Much like Walker, Annika carries a wry humour coupled with a literary touch, referencing Moby Dick, the Child ballad The Great Silkie of Sule Skerry (a traditional folk song from Shetland) and Scottish novelist Sir Walter Scott. Annika herself is a mix of self-doubt and confidence: good at her job, but struggling with the demands of her teenage daughter Morgan (Silvie Furneaux), and a complicated relationship with the unit’s search diver DS Michael McAndrews (Jamie Sives).
“Basically, they put a bit of make-up on me, put the costume on me and they push me on set,” jokes Walker.
“You don’t get many of those on television,” says Walker. “We’re always conscious of this, I think all of us in the industry, of pushing interesting female characters at the front. But what I liked about Annika is that she is someone I would really like to sit and have a drink with.
“She knows what she’s going to do and she will not deviate from that, and in her real life, she won’t be judged for her sexuality or her work or how she parents. She cares completely about her work and her family and also she doesn’t care at all. It’s careless in a brave way, not without interest, but she’ll do what she wants to do and she doesn’t care what people think of her.”
In other words, she’s not your ordinary heroine and Annika is not your ordinary crime drama. Instead, it sits somewhere in the middle, where it’s neither unbearably grim (Happy Valley) or too folksy (Father Brown).
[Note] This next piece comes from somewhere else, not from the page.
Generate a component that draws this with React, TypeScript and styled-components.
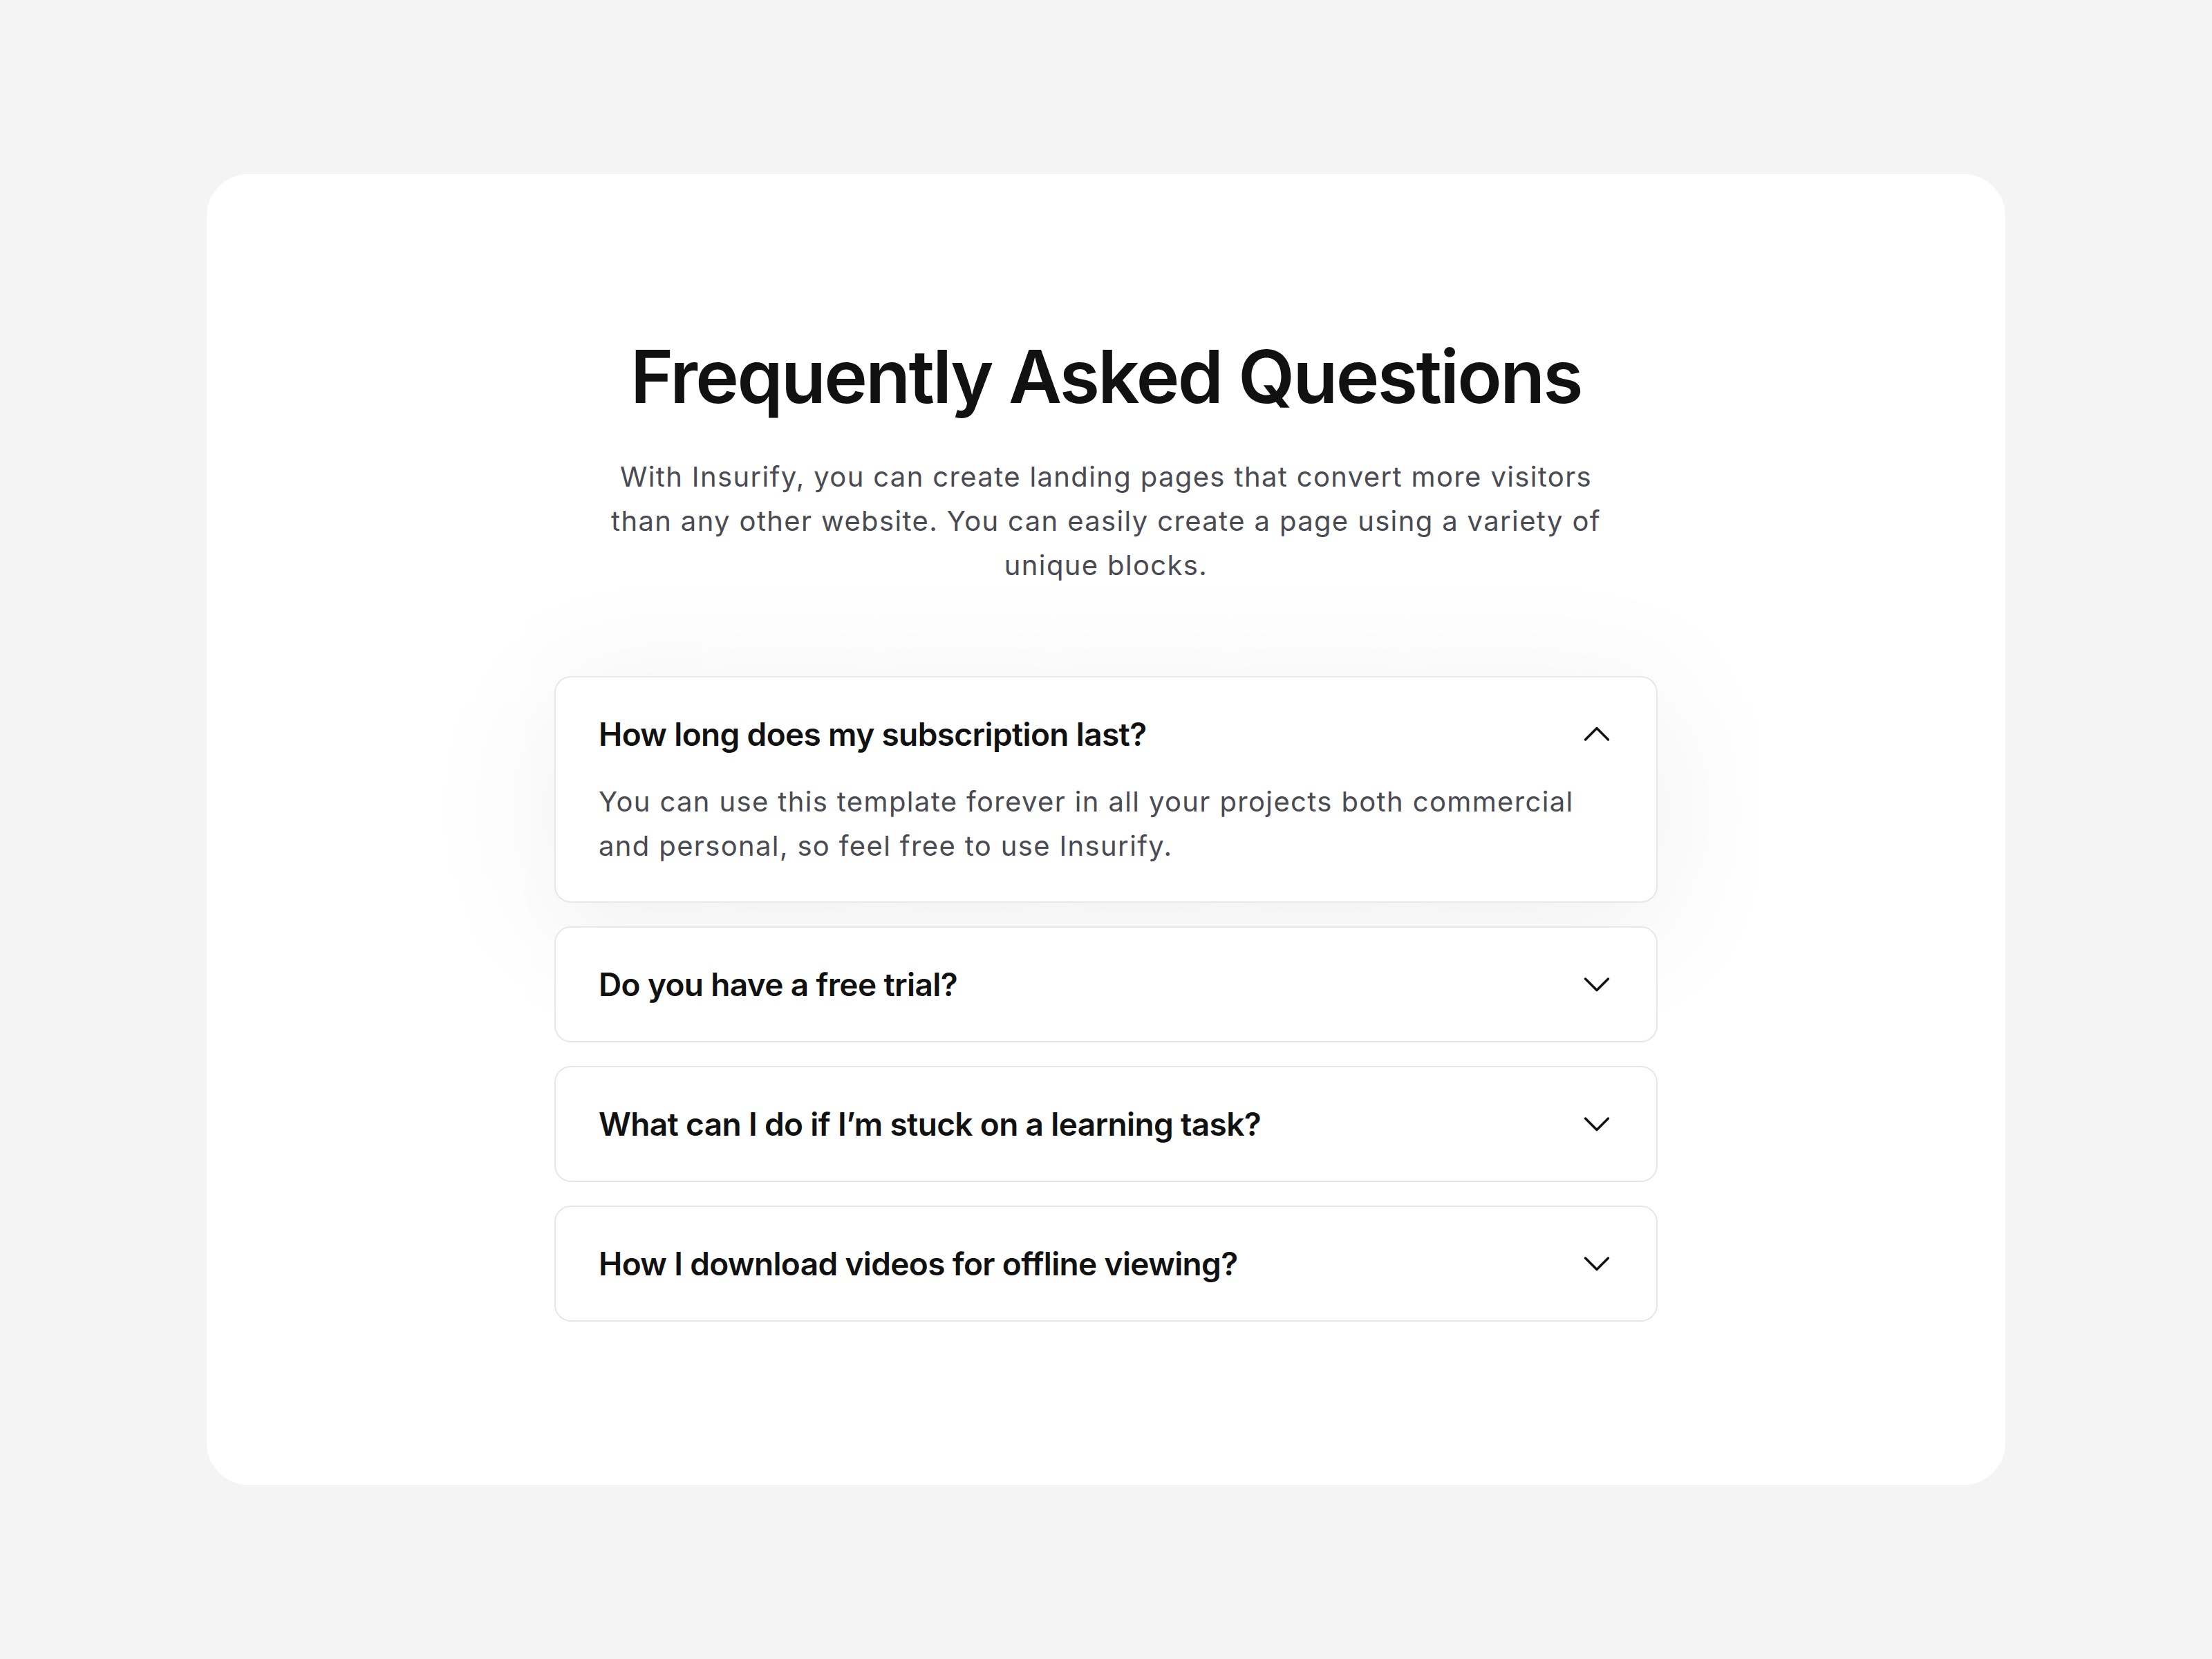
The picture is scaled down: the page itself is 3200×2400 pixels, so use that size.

And that’s how Walker likes it.
“We all know how this works,” she says. “We’ve all watched a lot of telly. As audiences, we know how a crime drama works. And then Annika just kind of slightly gives it a nudge. It doesn’t do it the way it’s meant to. And I love that you’re saying it sits somewhere between that grimness and the sort of hokey homey stuff. I love that. That is the sweet spot where it sits.”
That nudge is the straight-to-camera manner in which Annika addresses the audience. In breaking the fourth wall, Annika makes us her partners, quite literally, in crime.
Walker, who played Ruth Evershed, with Peter Firth, who played Harry Pearce, in the MI-5 drama Spooks.
“You’re my conscience,” says Walker. “In the second season, she feels more censure from you this time, she’s aware that what she’s doing is very tricky. The emotional channels that she’s navigating. And she’s aware of your judgment, which is beautiful.”
It was that talking-to-the-audience approach, which stemmed directly from the series’ origins as a radio drama, that jarred with some critics when series one was released in 2021. Was there ever a temptation to stop doing it?
“More! Give them more when they’re not sure,” says Walker, laughing again.
Nick Walker, who created the TV series and the radio drama, agrees. “You’ve got to lean into it when that [criticism] happens,” he says. “Nicola and I would talk about crime dramas and the buddy bit of it, sort of Cagney and Lacey, the bit you’re looking forward to, the bits where they’re just chatting in the car, and the idea that Anika’s buddy would be the audience was the thing we felt very sure about. And to have that while there are bodies being dragged out of a lake just seems funny to me.”
The pair were first matched for another radio drama and then Annika evolved out of Nick Walker’s bemusement over people’s obsession with the cult Scandi noir The Killing. “They were always human, those Scandi noir heroes,” he says. “But not quite in a way that I recognised. Most of the detectives I know are very funny, just because it’s a coping strategy.”
Nicola Walker, meanwhile, believes the British predilection for cop shows speaks to something in the psyche about needing to be safe.
“Any actor you speak to who’s been acting for an amount of time will have played various police officers. The genre is so popular and I think that’s about managing our fears. I think there’s something deeply psychological going on … a yearning to be safe, to look at something awful, and to have it solved in under an hour and to feel safe.”
And speaking of feeling, well, unsafe, I still haven’t recovered from the death of Ruth in Spooks. She was killed off in the final episode of the series, dying in the arms of her partner Harry Pearce (Peter Firth). For a show that delighted in bumping off its main characters, Ruth’s death was a particularly brutal blow.
“I was devastated,” she says, laughing. “Me and Peter lay in that field, crying. And then he was also saying really lovely things in my ear that I will never repeat. That made me laugh a lot.”
I hope Nick Walker doesn’t have any plans to bump off Annika any time soon. After all, she faces near-death experiences throughout the series.
“I don’t kill anyone,” he says, shaking his head. “I like to keep people close at all times.”
Adds Nicola: “Yeah, we’re staying alive.”
Annika (season 2) premieres on ABC, Sunday, October 29, 8.30pm. Season 1 is on iview.